Cap Number: $944,418
At least Green-Beckham had somewhat of an excuse for his last of production. The second-year pro only joined the Eagles by way of trade with the Titans in August, and by all accounts, he's not the type who's going to pick up a brand new offense in record time. Regardless, DGB's struggles went beyond numbers. It's amazing that somebody with his size and speed can't seem to threaten defenses perfectly or make the occasional acrobatic catch. Even the routine grabs were troublesome, as evidence by his 48.6 percent catch rate. That being said, he still managed to finish with almost identical numbers to Agholor (36 rec., 392 yds., 2 TD). Green-Beckham is young, gifted athletically, and there's no risk in bringing him to camp — his entire salary can be recovered in the event of his release.
Cap Number: $540,000
For a brief period in the wake of Josh Huff's release, it appeared Treggs might actually have a shot to make an impact. In his first game active, the undrafted rookie out of Cal caught two passes for 69 yards against the Giants, including a 59-yard grab that turned out to be the longest play by an Eagles receiver all season. Treggs' success turned out to be short-lived, however, as he wound up catching just one more ball the rest of the way. He has tremendous speed, but little else going for him. The Eagles nabbed Treggs off waivers from the 49ers after cut-down day and stashed him on the 53-man roster, but he'll have to show more in '17 to make the team again.
Cap Number: $540,000
Turner was the official Eagles preseason darling and leading the NFL with 17 receptions and 165 yards over four exhibition games. That didn't manifest itself in an opportunity to come off the practice squad and play until Week 12, and even then, he didn't see the field much. Outside of six catches for 80 yards in a Week 13 beatdown at the hands of the Bengals, Turner appeared in only three more games and caught only three more passes. He's undersized at 5-foot-9 and doesn't provide much value on special teams, making for a difficult path to the roster. Best guess is Turner would have to outperform DGB to merit a spot on the roster, although that's before seeing any other moves the club might make.
One of three receivers to sign a futures contract at the conclusion of the season, Watford signed with the Eagles as an undrafted rookie out of Hampton, where he played quarterback.

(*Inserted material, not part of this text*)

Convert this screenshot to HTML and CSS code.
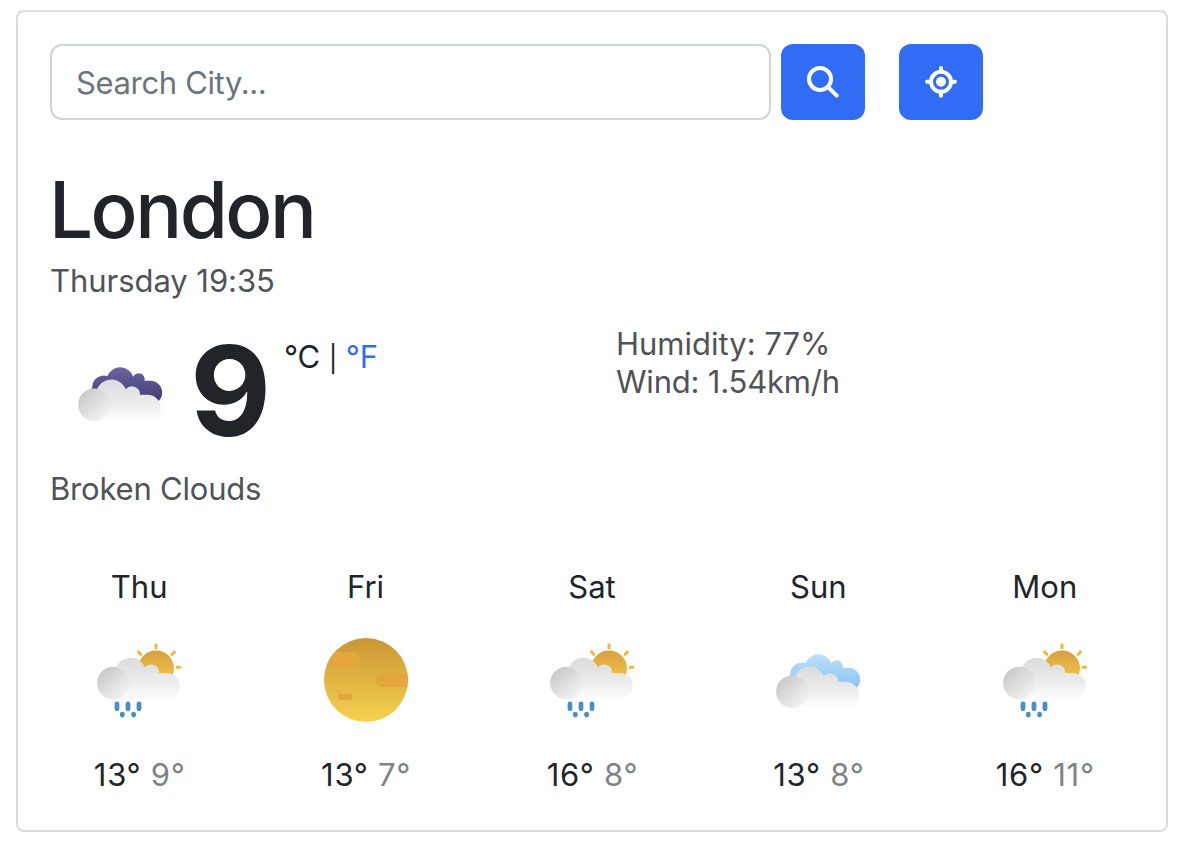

At 6-foot-2, 210 pounds, he has good size, although the Eagles probably view him as more as a good athlete to keep around on the scout team than a prospect at wideout.
Johnson was also brought in as an undrafted rookie out of Texas and initially made the Eagles' practice squad, but was released after Sam Bradford was traded to make room for emergency quarterback Aaron Murray. Johnson was eventually restored to the scout team in December, but obviously he's not a priority prospect.
Does this name ring a bell? The Eagles originally signed Bailey was an undrafted rookie in 2015 out Division III Delaware Valley, where he absolutely crushed the competition, finishing his senior year with 80 catches, 1,707 yards and 19 touchdowns. He's since spent time on the practice squads of the Jaguars and Chargers, but just on Wednesday he returned to the Eagles on a futures deal. While a fan favorite, Bailey has been three places now and has yet to crack a 53-man roster, so don't count on his fortunes changing in his second stint with the Eagles. Then again, in this receiving corps, you can't exactly rule anything out, either.